Com 15 nascentes, sua área abastece o ribeirão Fartura, formador da bacia do Paraibuna, e a propriedade foi uma das beneficiadas do Programa de Recuperação de Matas Ciliares, do governo do Estado de São Paulo, por seu papel estratégico na conservação da água. Mais de 12 mil árvores foram plantadas na fazenda por meio do programa, ainda na década de 1990, e hoje ele comemora hoje a visão da mata fechada às margens dos 1,1 quilômetros de rio que corre na propriedade. Além das espécies madeireiras, boa parte eram frutíferas originais da Mata Atlântica, atraindo passarinhos e outros animais que trouxeram a biodiversidade de volta à fazenda.

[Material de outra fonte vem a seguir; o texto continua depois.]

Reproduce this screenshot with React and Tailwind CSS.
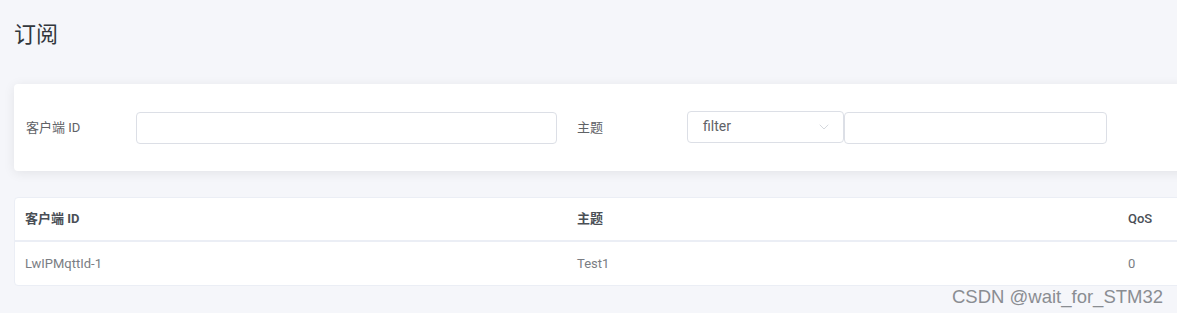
import { ChevronDown } from "lucide-react";

const font = { fontFamily: '"Roboto", "Noto Sans CJK SC", sans-serif' };

export default function App() {
  return (
    <div
      className="relative w-[1177px] h-[313px] overflow-hidden bg-[#f5f6fa] text-[#606266]"
      style={font}
    >
      <div className="pl-[14px] pt-[19px]">
        <h1 className="text-[22px] leading-[32px] text-[#32373c] font-normal">订阅</h1>

        {/* 筛选 */}
        <div className="mt-[33px] w-[1190px] h-[87px] bg-white rounded-[4px] shadow-[0_2px_12px_0_rgba(0,0,0,0.08)] flex items-center">
          <label className="w-[122px] pl-[12px] text-[13px]">客户端 ID</label>
          <input className="w-[421px] h-[32px] border border-[#dcdfe6] rounded-[4px] outline-none" />
          <label className="w-[130px] pl-[20px] text-[13px]">主题</label>
          <div className="flex items-center">
            <div className="w-[157px] h-[32px] -mt-[2px] border border-[#dcdfe6] rounded-[4px] flex items-center justify-between pl-[15px] pr-[11px] text-[14px] text-[#606266]">
              <span>filter</span>
              <ChevronDown size={16} strokeWidth={1} className="text-[#c0c4cc]" />
            </div>
            <input className="w-[263px] h-[32px] border border-[#dcdfe6] rounded-[4px] outline-none" />
          </div>
        </div>

        {/* 列表 */}
        <div className="mt-[26px] w-[1190px] bg-white rounded-[4px] border border-[#ebeef5]">
          <div className="flex h-[44px] items-center border-b-2 border-[#ebeef5] text-[13px] font-bold text-[#4a4f56]">
            <div className="w-[562px] pl-[10px]">客户端 ID</div>
            <div className="w-[551px]">主题</div>
            <div className="font-medium">QoS</div>
          </div>
          <div className="flex h-[43px] items-center text-[13px] text-[#7a7d83]">
            <div className="w-[562px] pl-[10px]">LwIPMqttId-1</div>
            <div className="w-[551px]">Test1</div>
            <div>0</div>
          </div>
        </div>
      </div>

      <div
        className="absolute left-[952px] top-[283px] text-[18.5px] text-[#8a8d92]"
        style={{ fontFamily: '"Liberation Sans", Arial, sans-serif' }}
      >
        CSDN @wait_for_STM32
      </div>
    </div>
  );
}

“A mata vai voltando sozinha, não precisa mexer, mas posso usar as espécies frutíferas como o Cambuci, sem degradar a natureza. Mantenho a Cana, pois digo que também é uma espécie ‘abençoada’, durante o frio está no auge da produção, serve de alimento aos animais e ainda uso o bagaço com esterco para fazer composto”, diz.

A produção de cachaça artesanal unida ao paladar das frutas nativas foi o caminho natural de investimento, com base numa nova economia que valoriza os recursos típicos e genuínos de sua região.

Tempo certo e colheita delicada

Ainda jovem, era comum ao produtor entrar na mata e observar a concentração de pés de Cambuci silvestres ao longo das trilhas locais, assim como guarda a memória do armazém do “alemão”, que foi o primeiro produtor de xarope de Paraibuna com o fruto brasileiro. Segundo ele, espécies como o Caraguatá e o Cambuci conservados no xarope são parte da cultura local, mas só há pouco tempo vêm sendo valorizados.

Os Caraguatás, por exemplo, eram plantados pelos antigos unicamente para impedir a passagem do gado no meio do pasto, devido a seu tamanho e espinhos dolorosos. “Foi no evento Revelando São Paulo, há vários anos, que provei a bebida de um senhor, com xarope de Caraguatá, limão espremido, mel e cachaça, fui percebendo o potencial e o sabor do fruto, aí comecei a testar”, lembra Jotinha.

Junto com a esposa Neide, criaram a marca Marvada Neide, sucesso nas festas da cidade e nos festivais do Cambuci. Um único pé do fruto no quintal da casa de Neide se transforma em até 500 litros de cachaça, “após oito meses curtindo nas bombonas, pois tem coisa que demora, tem o tempo certo e só pode ser feita com cachaça de qualidade”.

A delicadeza da produção é a mesma com o Caraguatá: produtores locais colhem as bagas do fruto entre abril e julho, o qual precisa ser amassado para quebrar as fibras, ser fermentado por meses no reservatório, filtrado, e só então apurado na panela com açúcar, dando origem ao xarope. Este é vendido em pequenos frascos para os beneficiadores da cachaça.

“Há muita gente querendo trabalhar com o Cambuci e os frutos nativos, porém há muitos conhecimentos tradicionais a serem passados, o jeito certo de colher, sempre no chão, o uso correto das diferentes variedades, cada uma tem um sabor e muda de acordo com a região”, explica Jotinha.